Hanamikoji is a small, compact game. This 2-player gem is no lightweight and takes about 20 minutes. Its theme is set in Japan where you are trying to catch the attention of the Geisha, beautiful women who would entertain with dance, music and poetry. The game involves hand management, some bluffing and trying to predict your opponents Geisha choices. Hanamikoji introduces seven Geisha, and play is like a “tug-of-war” where each Geisha might be drawn to one player or the other depending on the gifts (cards) they receive. For such a small game with relatively few cards, there is plenty to consider. The artwork quality is superb. There is little luck or chance and Hanamikoji has been a nice two-player contest after an evening working in the garden.
Tsuro has received a number of “outings” this month. It’s a quick game a tile-laying game played out in the confines of a 6x6 grid. Each tile has a series of curved and straight paths. Players lay tiles and move their tokens along the path and stopping at empty squares. The object is to avoid bumping into others and to stay in play for as long as possible. With small player counts (two or three) there is little player interaction but with six or more, soon space becomes a premium. Every action can influence other’s pieces. Tsuro is a quick, simple strategy game. There is some luck but the final board has a wonderful aesthetic quality about it.

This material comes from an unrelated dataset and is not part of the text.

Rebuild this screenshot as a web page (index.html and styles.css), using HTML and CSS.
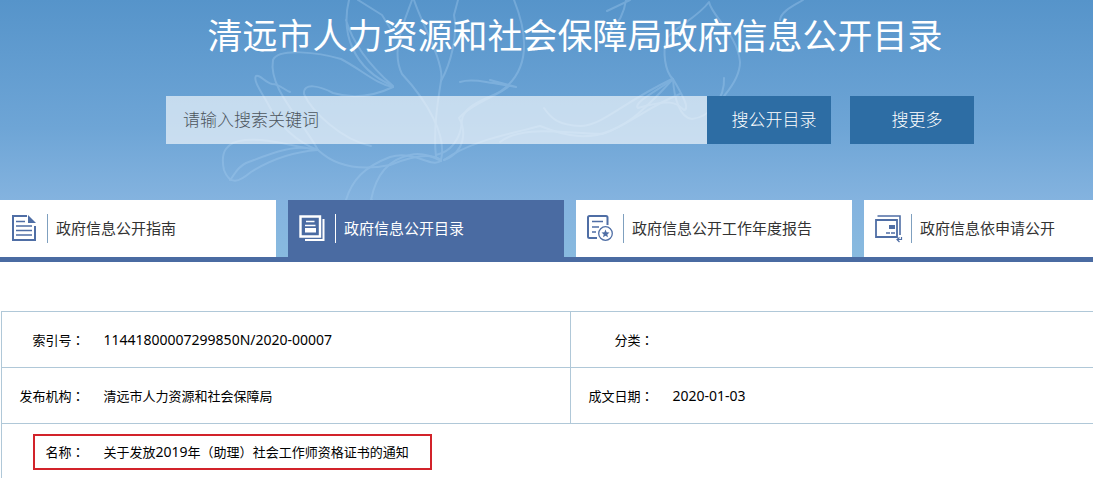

Ruthless, is a deck-builder and hand-management game for two to four players. You are aiming to put together the meanest, group of pirates. Your deck starts with a few useless, powder monkeys and some coins. Over five or six rounds you buy new crew and find treasure. As with other deck-buildering games, there are factions and crew members have numerical values too. Here is where Ruthless parallels a poker game. You build your deck, hoping to lay down valuable groups of cards. (A full house beats a pair of twos). The player with the strongest hand wins that round and gains more victory points. Most games take about 50 minutes to complete. There are plenty of chances to scupper your opponent’s deck, steal their crew and make mischief. All good fun.